In accordance with a specific feature of the present invention, a door 28 is pivotally connected to the lower section 12 b of front 12. The bottom ends of both door 28 and lower section 12 b are shaped to form hinge sections 30 and a hinge pin 32 is inserted therethrough to pivotally secure door 28 and lower section 12 b together. The upper end of door 28 includes a pair of latching members 34 each having a projection 34 a that is receivable through an aperture 36 in front 12. A first compartment 38 is defined between the inner surface 28 a of door 28 and the outer surface of the front 12 of housing 11. Door 28 is moveable between an open position (FIG. 3) permitting insertion or removal of price tag 16 in first compartment 38, and a closed position (FIG. 4) preventing insertion or removal of price tag 16 from first compartment 38. When merchandising tag 10 is locked (as will be later herein described), latching members 34 are locked into place so that door 28 cannot be moved into an open position to allow access to first compartment 38. When tag 10 is unlocked, door 28 can be moved into an open position to allow access to first compartment 38.

Back 14 of housing 11 is shown in greater detail in FIGS. 5-6. Back 14 defines a second compartment 13 having an upper wall 40, a lower wall 42, two side walls 44, 46 and a back wall 48 (FIG. 2). Back 14 is also fabricated with a number of internal walls which form differently shaped areas to hold the components of locking mechanism 59 and a three-way alarm system. A first area 50 is formed proximate the upper and side walls 40, 44 of back 14. Area 50 is designed to fixedly hold a ferrule 52 connected to a first end 22 a of cable 22.

A second area 54 is formed approximately in the middle of back 14 and is shaped to receive a slider 56 and spring clip 108 of locking mechanism 59. Second area 54 is configured to allow slider 56 to move back and forth therein.
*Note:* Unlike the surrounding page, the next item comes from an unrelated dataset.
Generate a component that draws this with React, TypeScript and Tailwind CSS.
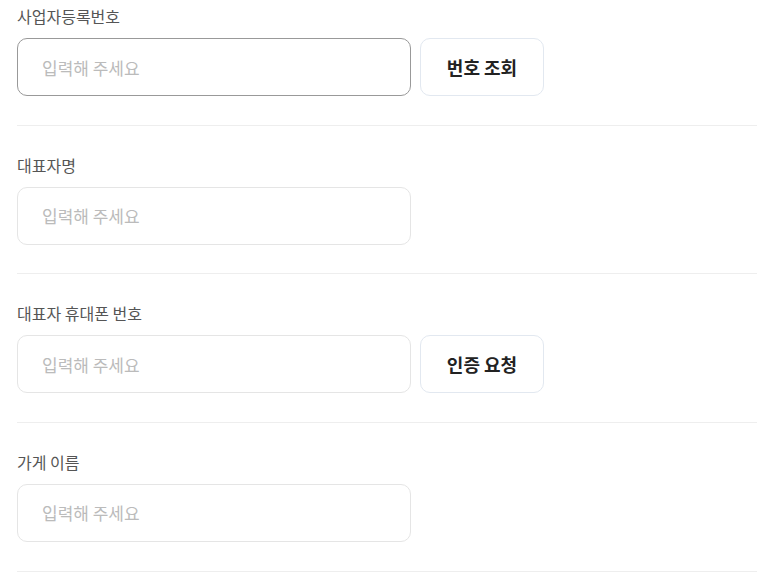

Slider 56 is used to lock merchandising tag 10 and to activate the alarm systems.

A third area 58 is formed in back 14 to house an EAS tag 60. Tag 60 is adapted to trigger a remote alarm system at a store exit if a remote magnetic key (not shown) is not used to deactivate merchandising tag 10 prior to the customer exiting the store. It will be understood by those skilled in the art that any suitable EAS tag or RFID tag or any other alarm activating device may be used in merchandising tag 10 without departing from the spirit of the present invention.

A fourth area 62 is formed in back 14 to house a capacitor 64 and printed circuit board 66 and a fifth area 68 houses a battery 70 which provides power to merchandising tag 10.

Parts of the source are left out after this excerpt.